Just to reiterate, I like what your company is doing and fully support the development of Electric Karting. I just want to know that the average person with no specialized training can deal with whatever situation comes along.
Thanks for explaining what you were saying, those load levels now make much more sense.
It is interesting that there is an European standard calling anything less than 120v low voltage, and less than 60v child safe. I certainly wouldn’t as any compromise to the skin such as a cut or wet skin greatly lowers the resistance and can cause shock or muscle lock. So in the name of racing safety (and hopefully someday convincing our origination members) I would really like to see an interlock system added with dual contactors in each battery case to disable the electric charge on both paths when any “HV” / control cable comes unattached. Small up-front costs for liability avoidance, even for your 48/96v systems.
Anyhow, I do greatly appreciate what you’ve done thus far to get this beyond the hobbyist builder/racer, with an overall solid design. Even if I may have to drive 3 hours each way to run one in anger.
Low voltage refers to electrical systems or devices that operate at relatively lower voltages, typically below 50 volts. Here’s why low voltage is considered safer:
Resistance: The human body has a certain amount of electrical resistance. At low voltages, the body’s resistance is typically enough to limit the flow of electric current through it. This means that when exposed to low voltage, the amount of current passing through the body is relatively small, reducing the risk of electric shock.
Tissue Penetration: Low voltage has less electrical energy, which limits its ability to penetrate the body’s tissues deeply. The electrical current tends to flow along the surface of the skin, resulting in milder effects and lower risk of severe tissue damage.
Reduced Electric Arcs: Low voltage systems produce smaller electrical arcs or sparks compared to high voltage systems.
Of course, any form of electricity is potentially dangerous, just like fuel, and under specific circumstances, accidents can occur. We are all aware that any lapse in attention can have consequences. However, there are major categories that eliminate 95% of risks without even reaching a specific threshold. In such cases, 95% of situations do not escalate beyond the level of a possibility, and we focus on addressing the remaining 5% of potential scenarios.
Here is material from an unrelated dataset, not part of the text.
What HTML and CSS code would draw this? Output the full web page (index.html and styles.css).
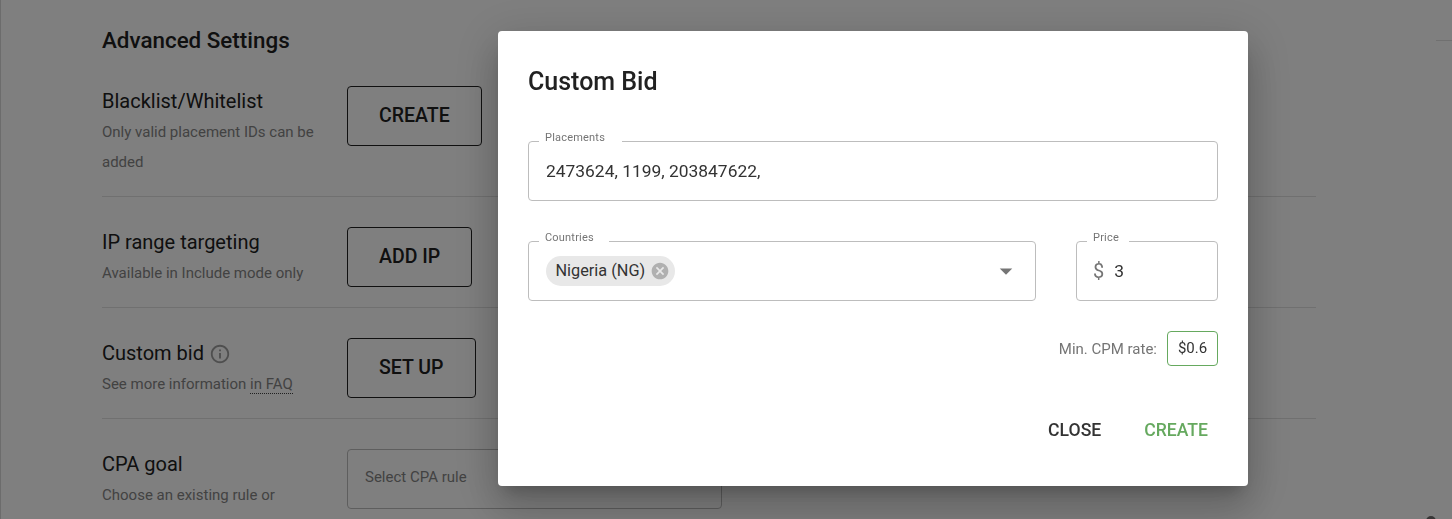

This is where BSR steps in to enhance safety measures and, most importantly, to educate the public about recognizing and handling risks or even preventing them from arising in the first place.
Yes, the higher the air temperature, the more challenging it is to provide cooling solely with air. That’s why it’s crucial to prepare the kart thoroughly before each race and ensure proper cooling. If needed, additional cooling methods can be employed that are below the air temperature (within a reasonable range). During the race, the motor, batteries, and other components generate the most heat, and within 15 minutes, the highest heat transfer occurs from the inside to the outside.
It is relatively easy to manage the air temperature up to 85 degrees Fahrenheit. However, it is certainly possible to operate efficiently up to 105 degrees Fahrenheit, which just requires a bit more attention during the preparation process before the race.
The key recommendation is to prepare the kart thoroughly before your next race. In BSR championships, air ventilators are typically used, and if needed, the ventilators are supplemented with CO2 or, in a simpler version, the ventilator is covered with a moist cloth. This is a natural way to cool the air temperature, similar to how it is done in desert regions to cool the air in houses by blowing it through a moist environment. These are simple and cost-effective tricks that athletes often utilize in extremely hot races.
Thank you, Gary, for your support and enthusiasm. It’s great to hear that you’re also building your own kart and showcasing its capabilities on the track and setting records. Anyone who demonstrates their skills and educates the public helps people better understand technology. Together, we can achieve more.